Override points from other team members based on power - not a debate on facts
By overriding a point made from a team member based on your position, you broke the Do rule - you no longer respect your team member. Everyone has ideas, and some ideas are backed by facts and an understanding of the users, but all ideas potentially could work. It's about being open minded, especially because even bad ideas could lead to the optimal solution.
Focus on opinions and not facts
This goes back to previous points about basing UX decisions on data and experience with users. Sometimes we get caught up in what we like and prefer for an interface and forget that we are not designing for ourselves. We really should be talking about the facts and how the design meets the needs of the user.
Lose respect for a team member
Discussion and collaboration bring various teams together. There are people on the team with more experience with design than others - so yes, some opinions do count more than others - and that should be respected. But this is the same for architecture, budgets - some team members just know more than others. And that's what makes a team. Respect your designers as much as your developers or project owners. Everyone has something to contribute. And if there is a weak team member - give that person a chance. You just never know what may happen.

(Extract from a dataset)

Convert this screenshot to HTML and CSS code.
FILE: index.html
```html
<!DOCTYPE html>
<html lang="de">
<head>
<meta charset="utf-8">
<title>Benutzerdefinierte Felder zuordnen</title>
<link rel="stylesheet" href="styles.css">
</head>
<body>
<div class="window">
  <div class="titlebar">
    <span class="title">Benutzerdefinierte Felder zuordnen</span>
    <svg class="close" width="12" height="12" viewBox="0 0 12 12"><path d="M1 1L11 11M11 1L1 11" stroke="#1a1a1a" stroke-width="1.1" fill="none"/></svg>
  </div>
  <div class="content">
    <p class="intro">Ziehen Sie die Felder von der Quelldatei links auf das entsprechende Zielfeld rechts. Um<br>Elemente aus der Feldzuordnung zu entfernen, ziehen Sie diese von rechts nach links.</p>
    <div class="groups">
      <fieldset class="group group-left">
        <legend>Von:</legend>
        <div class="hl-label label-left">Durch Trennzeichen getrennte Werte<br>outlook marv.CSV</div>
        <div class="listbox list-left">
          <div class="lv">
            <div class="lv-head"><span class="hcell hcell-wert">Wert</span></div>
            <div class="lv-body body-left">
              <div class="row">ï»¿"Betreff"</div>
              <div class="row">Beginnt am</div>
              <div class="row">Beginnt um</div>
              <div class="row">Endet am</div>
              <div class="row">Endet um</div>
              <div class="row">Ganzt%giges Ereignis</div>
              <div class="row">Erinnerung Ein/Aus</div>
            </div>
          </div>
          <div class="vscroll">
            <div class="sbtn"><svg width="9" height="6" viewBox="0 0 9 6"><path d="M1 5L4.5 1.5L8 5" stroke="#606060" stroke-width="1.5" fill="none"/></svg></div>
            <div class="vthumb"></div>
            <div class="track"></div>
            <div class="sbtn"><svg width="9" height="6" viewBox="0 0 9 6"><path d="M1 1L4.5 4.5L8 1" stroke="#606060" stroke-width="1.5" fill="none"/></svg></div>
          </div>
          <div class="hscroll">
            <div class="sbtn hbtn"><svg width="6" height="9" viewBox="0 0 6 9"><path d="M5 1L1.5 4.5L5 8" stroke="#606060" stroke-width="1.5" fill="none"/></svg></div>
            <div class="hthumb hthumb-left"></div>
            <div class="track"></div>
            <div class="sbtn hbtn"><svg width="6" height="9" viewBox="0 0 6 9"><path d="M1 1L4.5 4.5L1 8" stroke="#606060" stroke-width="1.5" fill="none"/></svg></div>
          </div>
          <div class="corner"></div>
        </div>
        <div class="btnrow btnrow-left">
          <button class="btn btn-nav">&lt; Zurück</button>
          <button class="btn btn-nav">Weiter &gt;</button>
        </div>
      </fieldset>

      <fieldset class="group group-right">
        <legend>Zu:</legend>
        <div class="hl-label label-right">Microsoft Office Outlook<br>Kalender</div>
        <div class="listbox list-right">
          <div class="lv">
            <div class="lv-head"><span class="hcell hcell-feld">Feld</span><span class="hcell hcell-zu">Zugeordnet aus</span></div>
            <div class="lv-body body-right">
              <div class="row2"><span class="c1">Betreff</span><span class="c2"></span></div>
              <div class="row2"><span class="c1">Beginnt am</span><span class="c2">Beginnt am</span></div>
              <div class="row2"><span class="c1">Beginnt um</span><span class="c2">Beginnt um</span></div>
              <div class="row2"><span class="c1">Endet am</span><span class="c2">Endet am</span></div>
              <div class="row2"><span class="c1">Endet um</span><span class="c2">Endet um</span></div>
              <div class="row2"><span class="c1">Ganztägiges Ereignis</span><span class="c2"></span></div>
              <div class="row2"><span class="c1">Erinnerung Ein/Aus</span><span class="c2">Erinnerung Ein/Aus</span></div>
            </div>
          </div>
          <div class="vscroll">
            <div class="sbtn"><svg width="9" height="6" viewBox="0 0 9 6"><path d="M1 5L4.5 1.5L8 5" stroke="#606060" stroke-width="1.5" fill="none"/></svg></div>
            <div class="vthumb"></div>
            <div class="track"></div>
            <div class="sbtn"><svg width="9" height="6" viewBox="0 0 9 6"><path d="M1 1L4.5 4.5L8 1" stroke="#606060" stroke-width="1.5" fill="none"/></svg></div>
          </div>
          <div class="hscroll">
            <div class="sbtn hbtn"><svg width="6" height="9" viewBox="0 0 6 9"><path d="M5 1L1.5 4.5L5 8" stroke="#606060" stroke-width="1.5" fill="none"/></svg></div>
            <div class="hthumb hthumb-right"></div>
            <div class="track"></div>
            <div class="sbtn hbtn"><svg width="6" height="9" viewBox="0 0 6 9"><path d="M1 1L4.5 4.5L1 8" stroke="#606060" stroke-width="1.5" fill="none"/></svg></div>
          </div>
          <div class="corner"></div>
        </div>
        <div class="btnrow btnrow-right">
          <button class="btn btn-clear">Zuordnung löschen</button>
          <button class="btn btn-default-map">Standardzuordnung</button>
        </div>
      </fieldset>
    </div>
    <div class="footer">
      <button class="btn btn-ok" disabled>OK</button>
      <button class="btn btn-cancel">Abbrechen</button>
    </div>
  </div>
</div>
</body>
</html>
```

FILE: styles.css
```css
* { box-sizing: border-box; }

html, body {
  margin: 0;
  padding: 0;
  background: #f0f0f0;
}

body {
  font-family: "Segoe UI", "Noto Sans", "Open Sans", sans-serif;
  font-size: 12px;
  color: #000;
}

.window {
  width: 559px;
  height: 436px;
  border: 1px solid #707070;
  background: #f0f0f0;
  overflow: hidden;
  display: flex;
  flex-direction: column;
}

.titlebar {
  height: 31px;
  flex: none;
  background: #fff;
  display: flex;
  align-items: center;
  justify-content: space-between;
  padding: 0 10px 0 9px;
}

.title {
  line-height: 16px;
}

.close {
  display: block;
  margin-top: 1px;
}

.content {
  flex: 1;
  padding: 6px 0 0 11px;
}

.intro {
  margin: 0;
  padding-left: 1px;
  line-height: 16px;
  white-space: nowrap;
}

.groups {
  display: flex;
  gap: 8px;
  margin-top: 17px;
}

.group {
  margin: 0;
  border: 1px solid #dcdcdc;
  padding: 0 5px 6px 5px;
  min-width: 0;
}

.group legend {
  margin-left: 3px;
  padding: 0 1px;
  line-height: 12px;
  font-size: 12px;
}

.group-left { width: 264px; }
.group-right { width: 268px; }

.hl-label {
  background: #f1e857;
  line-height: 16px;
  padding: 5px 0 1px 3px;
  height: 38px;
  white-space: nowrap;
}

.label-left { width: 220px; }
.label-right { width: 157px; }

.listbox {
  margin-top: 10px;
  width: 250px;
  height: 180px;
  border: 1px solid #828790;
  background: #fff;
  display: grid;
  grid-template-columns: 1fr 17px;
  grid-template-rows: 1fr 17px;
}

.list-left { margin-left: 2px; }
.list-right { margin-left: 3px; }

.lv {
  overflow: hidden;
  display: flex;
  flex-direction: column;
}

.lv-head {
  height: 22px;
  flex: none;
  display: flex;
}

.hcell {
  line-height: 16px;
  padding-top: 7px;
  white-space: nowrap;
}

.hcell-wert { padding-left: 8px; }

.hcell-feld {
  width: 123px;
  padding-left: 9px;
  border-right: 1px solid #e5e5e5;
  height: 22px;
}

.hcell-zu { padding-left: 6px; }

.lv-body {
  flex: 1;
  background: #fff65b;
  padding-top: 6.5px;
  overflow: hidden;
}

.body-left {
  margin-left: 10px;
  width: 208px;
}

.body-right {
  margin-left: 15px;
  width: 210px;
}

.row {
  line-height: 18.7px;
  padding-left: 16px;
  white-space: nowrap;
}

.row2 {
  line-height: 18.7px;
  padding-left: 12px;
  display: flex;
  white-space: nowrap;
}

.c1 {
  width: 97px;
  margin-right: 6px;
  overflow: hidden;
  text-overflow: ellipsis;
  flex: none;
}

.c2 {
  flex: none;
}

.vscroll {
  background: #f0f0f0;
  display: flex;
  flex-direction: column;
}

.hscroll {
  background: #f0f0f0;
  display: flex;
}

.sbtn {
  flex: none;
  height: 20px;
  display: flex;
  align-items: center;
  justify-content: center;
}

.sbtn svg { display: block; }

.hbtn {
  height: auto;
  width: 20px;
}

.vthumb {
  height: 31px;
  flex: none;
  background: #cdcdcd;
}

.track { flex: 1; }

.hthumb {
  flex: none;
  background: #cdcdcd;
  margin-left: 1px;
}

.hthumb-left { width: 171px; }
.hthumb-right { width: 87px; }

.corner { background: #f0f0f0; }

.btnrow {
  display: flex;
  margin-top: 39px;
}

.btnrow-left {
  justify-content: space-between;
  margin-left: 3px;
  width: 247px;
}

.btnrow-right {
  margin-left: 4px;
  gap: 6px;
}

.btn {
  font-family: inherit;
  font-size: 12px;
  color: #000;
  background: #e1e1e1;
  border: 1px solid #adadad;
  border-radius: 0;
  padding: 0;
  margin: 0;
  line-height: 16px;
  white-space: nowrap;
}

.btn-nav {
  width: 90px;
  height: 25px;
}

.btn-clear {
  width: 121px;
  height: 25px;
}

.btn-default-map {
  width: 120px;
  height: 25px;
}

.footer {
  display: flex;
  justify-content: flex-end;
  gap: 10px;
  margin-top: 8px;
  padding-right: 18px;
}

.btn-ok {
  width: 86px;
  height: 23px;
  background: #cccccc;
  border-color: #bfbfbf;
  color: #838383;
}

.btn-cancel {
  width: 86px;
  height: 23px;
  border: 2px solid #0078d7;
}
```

This just kills team morale and discourages collaboration. If you don't agree with your colleague, tell him or her directly. Keep it real. See the previous item about respecting your team.
In our new world of collaboration, we need to maintain a delicate balance where we are open to new ideas no matter where they originate from and yet respect the source of the idea and the person who will be doing the work. It is a crazy juggling act, but if you follow the do's and don'ts outlined above when collaborating, you will have a project with a happy, productive team.